As was the case in 1941, today, Congress is fully empowered to reduce federal borrowing. All it needs to do is spend less, or tax more. As Doughton pointed out eight decades ago, the time to do so is during the budget and appropriations process, not after the money has been allocated and spent during the debt limit process.

Fast forward to 2021. After adding $7.8 trillion to the public debt in just four years, between 2017 and 2021, Republicans have rediscovered their commitment to fiscal probity. Speaking for his party, Minority Leader Mitch McConnell has made clear that GOP senators will provide not a single vote to raise the debt ceiling, even though the government risks a default on its obligations as soon as October — and even though the very need for an adjustment owes to spending and tax cuts that McConnell’s party approved between 2017 and 2021.

It matters little to McConnell that his caucus enabled Donald Trump to grow the deficit in percentage terms by more than every other president except George W. Bush and Abraham Lincoln.
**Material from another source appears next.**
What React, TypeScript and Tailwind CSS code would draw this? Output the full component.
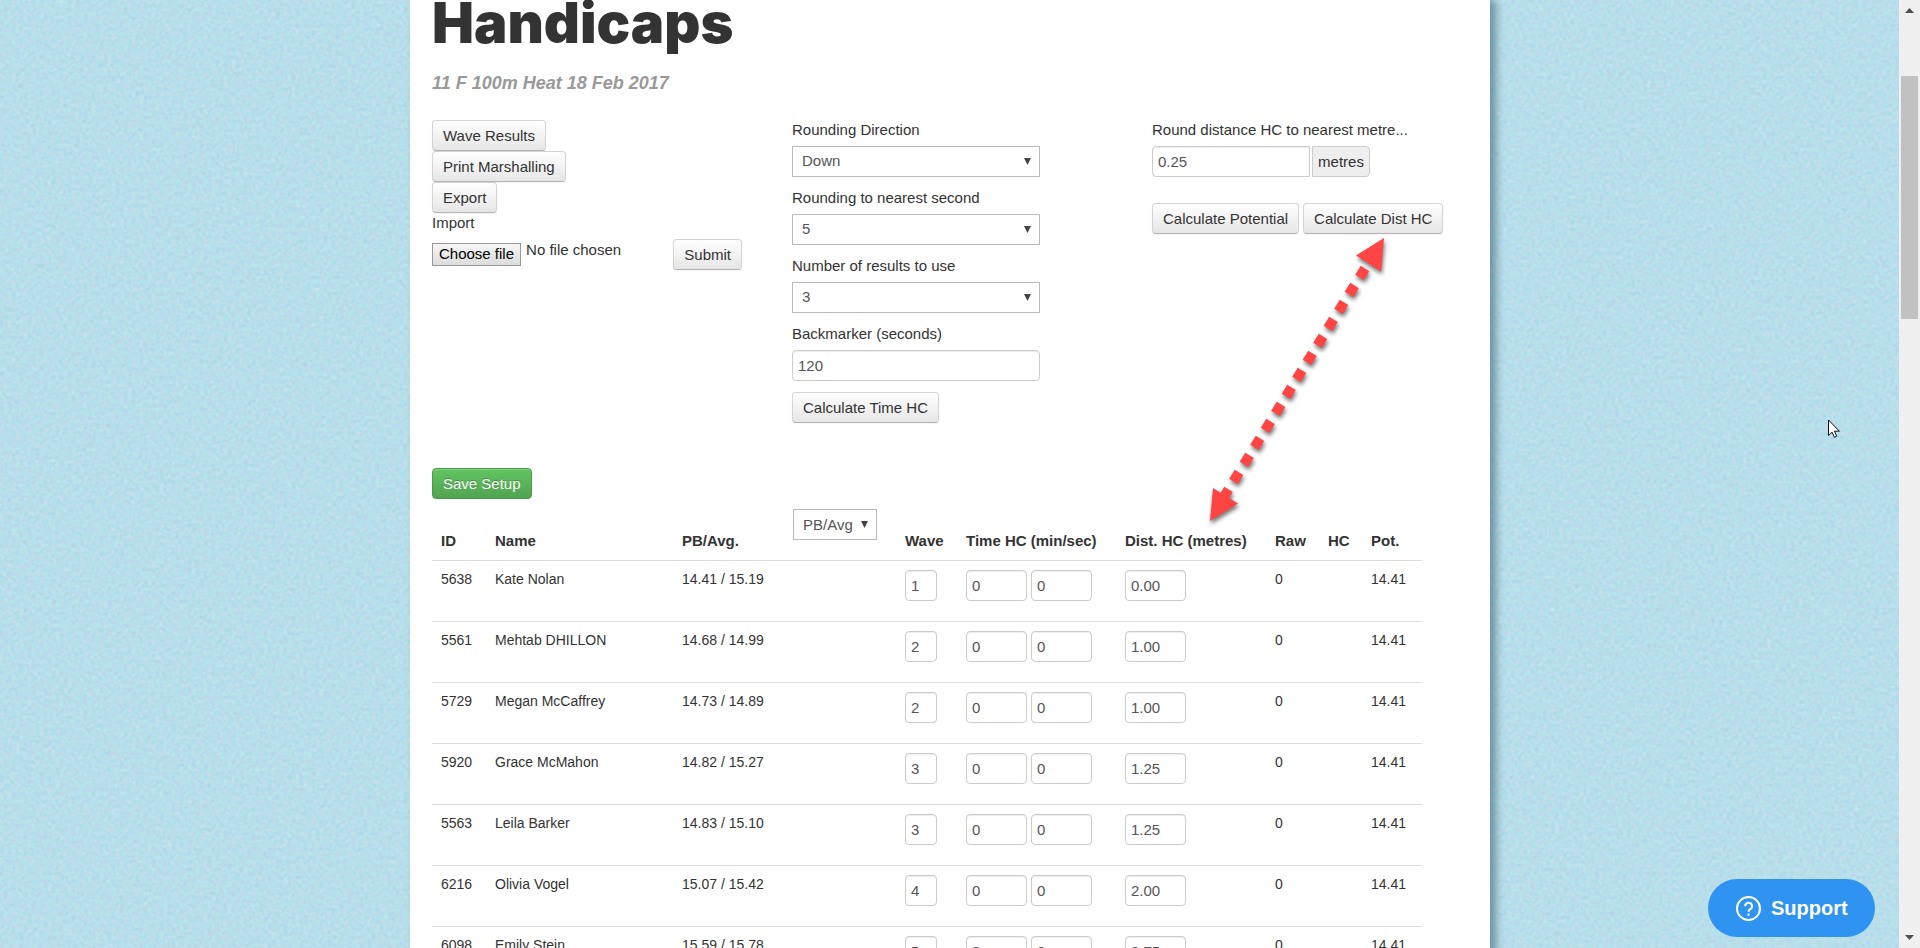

His calculations are deeply cynical.

But the political theater currently playing itself out on Capitol Hill places in sharp relief a core truth: The perennial debate over whether Congress should pay for what Congress already spent has become a political charade — entirely divorced from the original intent of the debt ceiling. Conceived to help presidents meet the demands of national emergencies and to ensure that the government can pay bills that Congress has already racked up, the debt ceiling has become a blunt instrument in the hands of a radical and destructive minority.

As they address the looming emergency, Democrats might consider the possibility that the debt limit no longer meets the purpose for which it was designed. It may be time to eliminate it.